GE, Autodesk join $14 million bet on smart building boom
Sales of smart building technologies almost could triple to $17.4 billion between 2014 and 2019. That’s driving a flood of investment from corporations and venture capitalists alike.
Large companies and venture capital investors are both seeing the wisdom in smart building technology.
As of this week, you can add cloud software company Lucid to the list of energy-efficiency startups — particularly those that monitor building power consumption for lighting and climate-control systems — attracting substantial cash infusions this year.
Lucid plans to use the new funds for enhancements to BuildingOS, a cloud service that analyzes data from more than 160 hardware and software building technologies.
“Lucid’s technology is rapidly connecting many disparate building systems together, making the vision of truly connected buildings and real-time management possible,” said Ben Sampson, an associate with GE Ventures.
Its reference accounts include Genentech, along with more than a half-dozen educational institutions such as Cornell University and Stanford University.
Lucid joins a respectable list of companies attracting private capital this year, as businesses and organizations become more comfortable with gathering data from the Internet of Things.
Research firm Mercom Capital Group reports that startups focused on smart grid and energy efficiency raised more than $325 million in the first quarter.
Two deals last quarter that explicitly focused on building management or analytics: Blue Pillar, which scored a $14 million deal after more than 250 deployments; and Enbala Power Networks, which raised $11 million.
All told, the last year has been incredibly active in the sector, reaching $944 million in 2014. Those investments covered more than 111 deals at a time when the broader field of cleantech has suffered a decline in available capital, according to a separate report from Lux Research.
“While cleantech is declining from its peak of 291 deals in 2008, building energy deals have risen steadily since then, growing by 208 percent over the same period,” Lux wrote in its presentation about funding trends.
One of the more notable deals over the past two years was Distech Controls, which raised about $37 million in May 2013.

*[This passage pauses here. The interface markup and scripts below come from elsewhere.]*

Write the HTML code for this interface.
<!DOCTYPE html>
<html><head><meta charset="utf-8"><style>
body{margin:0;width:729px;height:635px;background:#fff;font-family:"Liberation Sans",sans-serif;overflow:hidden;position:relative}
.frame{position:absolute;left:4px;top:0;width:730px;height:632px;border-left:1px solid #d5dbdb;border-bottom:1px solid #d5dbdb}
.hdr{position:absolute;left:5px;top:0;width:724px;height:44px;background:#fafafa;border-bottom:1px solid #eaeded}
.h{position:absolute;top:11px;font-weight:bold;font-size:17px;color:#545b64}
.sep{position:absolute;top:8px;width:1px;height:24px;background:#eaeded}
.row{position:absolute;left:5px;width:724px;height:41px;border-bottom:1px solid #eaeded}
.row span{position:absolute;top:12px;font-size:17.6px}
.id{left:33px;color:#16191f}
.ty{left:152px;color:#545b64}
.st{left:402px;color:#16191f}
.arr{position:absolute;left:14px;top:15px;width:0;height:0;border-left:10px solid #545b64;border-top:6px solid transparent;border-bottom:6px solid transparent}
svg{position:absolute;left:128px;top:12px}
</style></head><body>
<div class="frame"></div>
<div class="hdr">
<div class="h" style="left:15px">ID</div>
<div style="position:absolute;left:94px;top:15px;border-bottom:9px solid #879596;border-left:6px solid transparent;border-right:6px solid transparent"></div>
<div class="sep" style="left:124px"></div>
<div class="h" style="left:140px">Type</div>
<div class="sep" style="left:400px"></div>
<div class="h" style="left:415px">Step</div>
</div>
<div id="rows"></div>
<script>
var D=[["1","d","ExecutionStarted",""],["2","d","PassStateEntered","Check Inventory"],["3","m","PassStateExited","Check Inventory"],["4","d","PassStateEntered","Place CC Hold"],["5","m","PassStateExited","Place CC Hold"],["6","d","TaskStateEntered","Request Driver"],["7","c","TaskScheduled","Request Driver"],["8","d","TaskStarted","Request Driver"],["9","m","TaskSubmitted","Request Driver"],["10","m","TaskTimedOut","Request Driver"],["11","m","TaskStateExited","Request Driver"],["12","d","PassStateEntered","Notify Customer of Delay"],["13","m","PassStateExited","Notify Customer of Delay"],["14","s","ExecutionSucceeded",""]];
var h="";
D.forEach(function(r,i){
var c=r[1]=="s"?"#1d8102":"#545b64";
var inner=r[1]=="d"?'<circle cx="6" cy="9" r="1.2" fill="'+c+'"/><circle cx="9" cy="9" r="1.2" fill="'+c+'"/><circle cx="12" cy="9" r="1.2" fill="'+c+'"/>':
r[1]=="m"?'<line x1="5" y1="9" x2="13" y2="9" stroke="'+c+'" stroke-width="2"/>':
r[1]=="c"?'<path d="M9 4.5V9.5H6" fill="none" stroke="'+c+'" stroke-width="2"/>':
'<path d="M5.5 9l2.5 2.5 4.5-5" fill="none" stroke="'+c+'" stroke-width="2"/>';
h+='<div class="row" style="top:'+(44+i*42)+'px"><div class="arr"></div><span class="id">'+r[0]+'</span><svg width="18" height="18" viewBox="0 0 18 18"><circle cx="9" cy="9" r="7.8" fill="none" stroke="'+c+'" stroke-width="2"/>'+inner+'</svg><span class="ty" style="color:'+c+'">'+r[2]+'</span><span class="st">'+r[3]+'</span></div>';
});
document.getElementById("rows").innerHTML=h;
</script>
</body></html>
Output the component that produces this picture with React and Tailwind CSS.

Lux analyst Alex Herceg said investors generally favor later-state deals, putting their money into organizations with demonstrated customer installations. “There’s almost more money than good deals right now,” he said.
Why so active?
The spike in funding reflects the rather bullish revenue projects for building energy management technologies over the next decade. Depending on how broadly you view the market, projections vary dramatically.
If you focus just on building energy management, revenue is likely to reach around $2.4 billion this year, growing almost fivefold to $10.8 billion by 2024, according to the forecast from Navigant Research.
Players in the space include not only a slew of startups, but also multinational companies such as Siemans and Intel.
“Building energy management systems (BEMS) represent an important evolutionary step in the approach to facilities and operations management,” said Casey Talon, senior analyst, commenting on that projection. “As the market matures, more integrated and sophisticated BEMS solutions are delivering energy efficiency improvements while also enabling comprehensive business intelligence and strategic management.”
Indeed, if you consider smart buildings from a more holistic perspective, the growth potential is much larger — up to $17.4 billion by 2019, compared with $6.3 billion last year, according to IDC Energy Insights. In North America, spending is being driven by large corporate operational efficiency initiatives.